In a spirit of Christian friendship and unity with its roots deep in the 19th century, the Episcopal Church in New York, led by Bishop Andrew M.L. Dietsche, has stepped forward to ensure that the congregation of the fire-gutted Serbian Orthodox Cathedral of St. Sava on West 26th St (http://stsavanyc.org/) will have a place to worship each week until they have a new permanent home – beginning with the 10 a.m. service this coming Sunday, May 8, at Calvary Church on Park Avenue South at 21st St., and then on Sunday May 15 at St. George’s Church, located nearby at 4 Rutherford Place.

Calvary Church

Calvary Church

“It is particularly fitting,” Dietsche said, “that we Episcopalians, of all people, should be blessed once again with the chance to stand by our Serbian Orthodox brothers and sisters and provide them with a roof under which to worship.

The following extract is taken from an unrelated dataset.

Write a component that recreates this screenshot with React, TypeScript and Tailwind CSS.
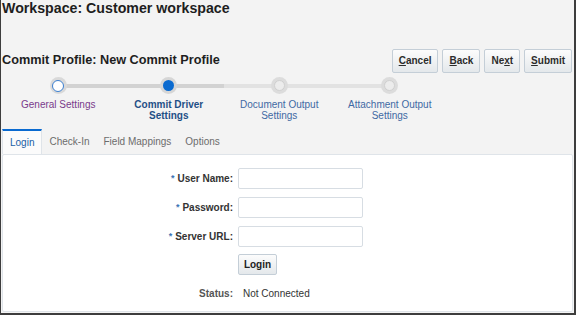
import React from "react";

const steps = [
  { label: ["General Settings"], state: "visited" },
  { label: ["Commit Driver", "Settings"], state: "current" },
  { label: ["Document Output", "Settings"], state: "todo" },
  { label: ["Attachment Output", "Settings"], state: "todo" },
];

const tabs = ["Login", "Check-In", "Field Mappings", "Options"];

function ToolButton({ pre, mark, post }: { pre: string; mark: string; post: string }) {
  return (
    <button className="h-[24px] px-[6px] rounded-[2px] border border-[#c4ced7] bg-gradient-to-b from-[#fcfcfc] to-[#e4e8eb] text-[10px] font-bold text-[#2c2c2c]">
      {pre}
      <span className="underline">{mark}</span>
      {post}
    </button>
  );
}

function StepDot({ state }: { state: string }) {
  if (state === "visited") {
    return (
      <div className="w-[17px] h-[17px] rounded-full bg-[#d9d9d9] flex items-center justify-center">
        <div className="w-[12px] h-[12px] rounded-full bg-white border-[1.5px] border-[#3b7fd0]" />
      </div>
    );
  }
  if (state === "current") {
    return (
      <div className="w-[17px] h-[17px] rounded-full bg-[#d6d6d6] flex items-center justify-center">
        <div className="w-[11px] h-[11px] rounded-full bg-[#0a6ad0]" />
      </div>
    );
  }
  return (
    <div className="w-[17px] h-[17px] rounded-full bg-[#dcdcdc] flex items-center justify-center">
      <div className="w-[11px] h-[11px] rounded-full bg-[#ececec] border border-[#d0d0d0]" />
    </div>
  );
}

function Stepper() {
  return (
    <div className="relative flex pl-[2px] mt-[4px]">
      {/* track between first and last dot */}
      <div className="absolute left-[57px] top-[7px] w-[220px] h-[4px] bg-[#d2d2d2]" />
      <div className="absolute left-[223px] top-[7px] w-[165px] h-[4px] bg-[#e2e2e2]" />
      {steps.map((s, i) => (
        <div key={i} className="relative w-[110.5px] flex flex-col items-center">
          <StepDot state={s.state} />
          <div
            className={`mt-[5px] text-[10px] leading-[11px] text-center ${
              s.state === "visited"
                ? "text-[#7a3b8c]"
                : s.state === "current"
                ? "text-[#1f4f86] font-bold"
                : "text-[#3f69a3]"
            }`}
          >
            {s.label.map((l) => (
              <div key={l}>{l}</div>
            ))}
          </div>
        </div>
      ))}
    </div>
  );
}

function Field({ label, star }: { label: string; star?: boolean }) {
  return (
    <>
      <div className="flex items-center justify-end text-[10px] font-bold text-[#333]">
        {star && <span className="text-[#3c74b6] text-[9px] self-start mt-[4px] mr-[3px]">*</span>}
        {label}
      </div>
      <input className="w-[125px] h-[21px] rounded-[2px] border border-[#d7dde3] bg-white outline-none" />
    </>
  );
}

export default function App() {
  return (
    <div
      className="w-[576px] h-[315px] bg-[#f3f3f3] border-l border-r-2 border-b-2 border-[#3d3d3d] flex flex-col overflow-hidden"
      style={{ fontFamily: '"Liberation Sans", Arial, sans-serif' }}
    >
      <h1 className="pl-[1px] text-[14.2px] leading-[16px] font-bold text-[#1e1e1e]">
        Workspace: Customer workspace
      </h1>

      <div className="mt-[32px] flex items-center justify-between pl-[1px] pr-[2px] h-[25px]">
        <h2 className="text-[12.7px] font-bold text-[#1e1e1e]">Commit Profile: New Commit Profile</h2>
        <div className="flex gap-[4px]">
          <ToolButton pre="" mark="C" post="ancel" />
          <ToolButton pre="" mark="B" post="ack" />
          <ToolButton pre="Ne" mark="x" post="t" />
          <ToolButton pre="" mark="S" post="ubmit" />
        </div>
      </div>

      <Stepper />

      <div className="mt-[8px] flex pl-[1px] h-[25px] text-[10px]">
        {tabs.map((t, i) =>
          i === 0 ? (
            <div
              key={t}
              className="px-[7px] flex items-center border-t-2 border-t-[#0a6ad0] border-x border-x-[#dfe4e9] bg-[#fbfbfb] text-[#1a5ea6]"
            >
              {t}
            </div>
          ) : (
            <div key={t} className="px-[7px] flex items-center text-[#6c6c6c]">
              {t}
            </div>
          )
        )}
      </div>

      <div className="flex-1 ml-[1px] mr-[1px] mb-[1px] bg-white border border-[#dfe4e9] rounded-[2px] pt-[13px]">
        <div className="grid grid-cols-[230px_auto] gap-x-[5px] gap-y-[8px] justify-start">
          <Field label="User Name:" star />
          <Field label="Password:" star />
          <Field label="Server URL:" star />
          <div />
          <button className="mt-[-1px] w-[39px] h-[21px] rounded-[2px] border border-[#c4ced7] bg-gradient-to-b from-[#fcfcfc] to-[#e4e8eb] text-[10px] font-bold text-[#222]">
            Login
          </button>
          <div className="mt-[3px] text-right text-[10px] font-bold text-[#555]">Status:</div>
          <div className="mt-[3px] pl-[5px] text-[10px] text-[#333]">Not Connected</div>
        </div>
      </div>
    </div>
  );
}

Our diocese’s relationship with the Orthodox Church, and with St. Sava’s in particular, goes back over 150 years. In 1865, Trinity Episcopal Chapel on West 26th St, which would later become St. Sava’s Cathedral, was the site of the first ever Orthodox liturgy in America. Nearly 80 years later, in 1942, my predecessor, Bishop Manning, oversaw the sale of that same building—the very one that on Sunday was so tragically gutted by fire—to the recently-organized St. Sava’s congregation.”